The study also shows that large shares of households who are in the second, third and fourth quintiles of the remaining lifetime resource distributions are conventionally classified as richer or poorer than is actually the case due to ranking based on current income.

What about TCJA? Was it a giveaway to the rich? No and yes, depending on your fairness criterion. Let’s again consider 40-year-olds. Results for other cohorts are similar.

TCJA’s generally small percentage-point cuts in remaining lifetime net tax rates are largest for the middle class. The cut is 1.7 percentage points for the middle fifth (third quintile) compared with 1.1 for the poorest fifth (bottom quintile) and 0.8 for the richest 1 percent.

The corresponding percentage increases in lifetime spending are 1.9 percent for the third quintile, 0.8 percent for the bottom quintile, and 1.1 percent for the top 1 percent. Only 3 percent of 40-years-olds saw their lifetime net taxes rise and their lifetime spending fall.

What share of the tax cuts went to the rich and the poor? The richest 1 percent received 9.3 percent of the total tax cuts, the top 5 percent got 26.5 percent, the top quintile received 52.2 percent and the bottom quintile got 3.3 percent.

So, the rich received the lion’s share of the tax cut. But they also pay the lion’s share of taxes.
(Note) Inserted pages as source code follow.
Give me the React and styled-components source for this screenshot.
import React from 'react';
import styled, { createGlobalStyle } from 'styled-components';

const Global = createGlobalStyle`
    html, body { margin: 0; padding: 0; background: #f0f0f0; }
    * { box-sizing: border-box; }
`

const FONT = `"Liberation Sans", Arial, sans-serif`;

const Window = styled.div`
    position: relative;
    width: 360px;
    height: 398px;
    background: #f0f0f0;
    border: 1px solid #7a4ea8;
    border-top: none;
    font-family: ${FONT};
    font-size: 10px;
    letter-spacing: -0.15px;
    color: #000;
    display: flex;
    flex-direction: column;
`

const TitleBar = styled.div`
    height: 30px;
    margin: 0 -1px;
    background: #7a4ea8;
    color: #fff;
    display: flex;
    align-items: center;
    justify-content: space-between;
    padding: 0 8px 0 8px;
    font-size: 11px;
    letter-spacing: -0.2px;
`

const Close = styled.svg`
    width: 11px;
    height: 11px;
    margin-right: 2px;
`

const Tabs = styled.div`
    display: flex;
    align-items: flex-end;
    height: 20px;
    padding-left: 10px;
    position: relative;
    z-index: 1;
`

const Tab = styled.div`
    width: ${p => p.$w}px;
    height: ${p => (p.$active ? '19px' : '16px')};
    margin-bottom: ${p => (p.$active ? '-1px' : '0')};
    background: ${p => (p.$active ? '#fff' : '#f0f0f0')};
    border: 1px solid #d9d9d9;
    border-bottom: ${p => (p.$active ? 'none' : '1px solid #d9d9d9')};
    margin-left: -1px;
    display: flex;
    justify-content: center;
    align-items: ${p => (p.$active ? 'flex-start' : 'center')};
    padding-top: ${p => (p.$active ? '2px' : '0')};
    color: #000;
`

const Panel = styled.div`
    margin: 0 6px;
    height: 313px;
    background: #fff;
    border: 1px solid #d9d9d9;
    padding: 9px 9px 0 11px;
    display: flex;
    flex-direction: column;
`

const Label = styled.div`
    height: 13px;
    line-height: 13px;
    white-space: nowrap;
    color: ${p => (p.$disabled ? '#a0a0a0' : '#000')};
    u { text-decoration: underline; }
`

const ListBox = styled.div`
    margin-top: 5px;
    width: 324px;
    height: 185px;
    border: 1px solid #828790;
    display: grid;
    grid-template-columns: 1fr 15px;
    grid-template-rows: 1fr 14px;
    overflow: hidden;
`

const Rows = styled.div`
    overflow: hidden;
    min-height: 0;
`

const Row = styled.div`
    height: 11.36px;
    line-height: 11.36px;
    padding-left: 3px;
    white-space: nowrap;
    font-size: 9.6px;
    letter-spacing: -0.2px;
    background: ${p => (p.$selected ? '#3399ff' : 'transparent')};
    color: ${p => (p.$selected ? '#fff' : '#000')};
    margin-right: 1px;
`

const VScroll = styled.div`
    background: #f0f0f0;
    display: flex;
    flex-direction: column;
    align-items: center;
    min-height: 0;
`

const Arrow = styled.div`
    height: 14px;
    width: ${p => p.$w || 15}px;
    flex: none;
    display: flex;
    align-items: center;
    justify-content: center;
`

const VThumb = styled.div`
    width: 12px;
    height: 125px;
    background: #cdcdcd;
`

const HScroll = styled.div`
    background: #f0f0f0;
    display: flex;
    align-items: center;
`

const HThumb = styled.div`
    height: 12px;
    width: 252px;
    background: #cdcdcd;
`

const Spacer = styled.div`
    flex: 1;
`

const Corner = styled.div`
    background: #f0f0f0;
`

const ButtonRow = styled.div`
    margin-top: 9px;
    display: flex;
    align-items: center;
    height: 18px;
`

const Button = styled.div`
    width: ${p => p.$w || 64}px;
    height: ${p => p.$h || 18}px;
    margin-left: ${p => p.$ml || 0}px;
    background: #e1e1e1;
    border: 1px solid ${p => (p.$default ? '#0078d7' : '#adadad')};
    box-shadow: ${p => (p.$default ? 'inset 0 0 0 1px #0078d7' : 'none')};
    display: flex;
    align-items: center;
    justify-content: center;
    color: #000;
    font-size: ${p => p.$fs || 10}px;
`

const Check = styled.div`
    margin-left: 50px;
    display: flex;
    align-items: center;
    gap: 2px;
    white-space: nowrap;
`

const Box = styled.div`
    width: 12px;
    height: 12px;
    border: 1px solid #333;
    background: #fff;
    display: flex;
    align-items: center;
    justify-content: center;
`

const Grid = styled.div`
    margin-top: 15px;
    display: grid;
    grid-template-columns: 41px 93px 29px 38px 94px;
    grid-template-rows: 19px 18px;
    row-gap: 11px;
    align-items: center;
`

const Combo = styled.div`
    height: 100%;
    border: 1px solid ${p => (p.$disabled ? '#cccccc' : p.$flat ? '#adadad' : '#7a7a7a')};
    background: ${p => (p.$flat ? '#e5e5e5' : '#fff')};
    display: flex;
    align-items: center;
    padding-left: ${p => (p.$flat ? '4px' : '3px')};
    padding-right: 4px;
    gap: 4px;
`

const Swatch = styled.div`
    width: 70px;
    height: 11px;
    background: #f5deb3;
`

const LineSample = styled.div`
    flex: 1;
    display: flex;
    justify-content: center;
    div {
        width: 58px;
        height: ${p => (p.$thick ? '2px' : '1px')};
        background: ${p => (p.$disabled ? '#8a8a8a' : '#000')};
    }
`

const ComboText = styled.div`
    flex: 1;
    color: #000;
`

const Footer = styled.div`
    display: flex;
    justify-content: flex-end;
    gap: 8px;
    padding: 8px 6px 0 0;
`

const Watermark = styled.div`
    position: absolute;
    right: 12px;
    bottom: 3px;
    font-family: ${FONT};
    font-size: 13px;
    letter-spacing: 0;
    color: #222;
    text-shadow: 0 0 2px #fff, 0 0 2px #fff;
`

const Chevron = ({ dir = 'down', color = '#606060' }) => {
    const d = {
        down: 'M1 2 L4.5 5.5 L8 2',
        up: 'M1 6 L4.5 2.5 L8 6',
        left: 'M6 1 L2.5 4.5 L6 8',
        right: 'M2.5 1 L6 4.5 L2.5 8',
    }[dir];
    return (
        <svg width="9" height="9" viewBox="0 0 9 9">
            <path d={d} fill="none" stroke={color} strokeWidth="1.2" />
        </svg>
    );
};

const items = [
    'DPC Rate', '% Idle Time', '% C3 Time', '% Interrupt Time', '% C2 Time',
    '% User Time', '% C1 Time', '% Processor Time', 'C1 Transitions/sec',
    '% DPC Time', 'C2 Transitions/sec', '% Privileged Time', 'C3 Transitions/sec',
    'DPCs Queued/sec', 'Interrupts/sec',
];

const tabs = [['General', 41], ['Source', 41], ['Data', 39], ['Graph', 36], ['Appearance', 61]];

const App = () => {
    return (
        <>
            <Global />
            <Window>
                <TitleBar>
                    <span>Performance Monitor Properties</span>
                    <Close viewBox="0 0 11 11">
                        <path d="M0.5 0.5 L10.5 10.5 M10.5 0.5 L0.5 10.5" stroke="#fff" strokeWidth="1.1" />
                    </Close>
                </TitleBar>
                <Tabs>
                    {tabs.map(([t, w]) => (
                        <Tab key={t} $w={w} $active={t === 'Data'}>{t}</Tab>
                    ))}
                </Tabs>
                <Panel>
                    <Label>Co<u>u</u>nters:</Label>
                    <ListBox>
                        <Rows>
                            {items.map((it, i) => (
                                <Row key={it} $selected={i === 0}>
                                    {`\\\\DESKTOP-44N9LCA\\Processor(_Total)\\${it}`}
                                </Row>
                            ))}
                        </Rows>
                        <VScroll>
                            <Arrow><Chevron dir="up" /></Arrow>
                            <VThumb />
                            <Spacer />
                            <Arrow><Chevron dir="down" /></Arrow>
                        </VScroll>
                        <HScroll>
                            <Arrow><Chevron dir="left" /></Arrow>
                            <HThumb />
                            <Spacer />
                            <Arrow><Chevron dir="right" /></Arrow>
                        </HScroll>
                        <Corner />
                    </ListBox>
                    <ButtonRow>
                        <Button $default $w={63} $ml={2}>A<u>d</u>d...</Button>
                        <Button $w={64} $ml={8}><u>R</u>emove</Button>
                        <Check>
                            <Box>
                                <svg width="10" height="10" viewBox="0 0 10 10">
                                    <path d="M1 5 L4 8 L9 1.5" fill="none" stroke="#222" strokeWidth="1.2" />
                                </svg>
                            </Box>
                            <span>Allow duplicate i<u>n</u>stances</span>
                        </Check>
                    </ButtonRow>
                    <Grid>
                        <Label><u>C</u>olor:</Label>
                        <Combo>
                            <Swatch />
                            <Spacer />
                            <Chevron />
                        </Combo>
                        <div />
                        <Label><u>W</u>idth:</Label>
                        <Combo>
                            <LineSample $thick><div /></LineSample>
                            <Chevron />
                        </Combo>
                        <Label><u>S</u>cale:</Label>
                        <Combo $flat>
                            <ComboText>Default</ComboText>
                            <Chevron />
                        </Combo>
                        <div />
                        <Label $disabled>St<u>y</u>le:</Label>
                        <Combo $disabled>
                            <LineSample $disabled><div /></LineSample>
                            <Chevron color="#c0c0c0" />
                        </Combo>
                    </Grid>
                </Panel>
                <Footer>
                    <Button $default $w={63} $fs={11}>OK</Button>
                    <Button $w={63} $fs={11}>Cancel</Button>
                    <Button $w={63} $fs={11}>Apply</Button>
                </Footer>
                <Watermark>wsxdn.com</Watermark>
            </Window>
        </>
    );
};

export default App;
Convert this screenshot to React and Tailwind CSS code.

The top 1 percent pay 30.2 percent, the top 5 percent pay 51.1 percent, the top quintile pays 80.1 percent and the bottom quintile pays negative 9.0 percent.

Hence, TCJA was progressive as conventionally defined. The rich received less than a proportionate share of TCJA’s total tax cut. The very poor benefited even though they pay negative net taxes.

These figures may well understate the progressivity of TCJA. Our analysis assumes that the share owners of U.S. companies (most rich Americans) bear the burden of the U.S. corporate income tax.

Others, ourselves included, think the burden of the corporate tax actually falls in full or in large part on U.S. workers (mostly middle-class and poor Americans). Why? Because it limits investment in the U.S., which limits worker productivity. Were we to assume that the corporate tax falls on labor, not capital, the TCJA would be even more progressive.

Doing the analysis correctly matters. When we use our data to do conventional tax analysis (rank households by current income, consider only current-year taxes and toss the young and old in the same pot), we find that TCJA is regressive, i.e., those with the highest incomes experience the highest percentage-point reduction in current-year tax rates.

Indeed, the correlation coefficient between our current-year tax rates and those of the Joint Committee on Taxation (JCT) based on the JCT’s income intervals is 96 percent. Hence, it’s not our data, but economics’ clearly prescribed methodology that produces the exactly opposite result for the TCJA’s progressivity as conventional and conventionally inappropriate fiscal “analysis.”

For Secretary Mnuchin, these findings will be heartening. But Sen. Sanders will surely focus on the absolute size of average lifetime tax cuts. On average, the richest 1 percent received a $278,540 lifetime tax cut (lifetime spending increase) under TCJA — miles higher than the $21,704 going, on average, to those in the middle and the $4,975 going, on average, to those at the bottom.

Did the top 1 percent of 40-year-olds who pay, on average and to be fair, over $13 million in lifetime net taxes deserve a tax break equal to the annual pay of 18 McDonald’s workers? Did anyone deserve a tax break given the massive official federal debt and gargantuan off-the-books liabilities we’re dumping in our children’s laps?

These questions of intra- and intergenerational fairness are something voters will intensely debate over the coming 16 months. Economists can’t tell them what’s fair. But we can, at long last, provide them with tax analysis they can trust.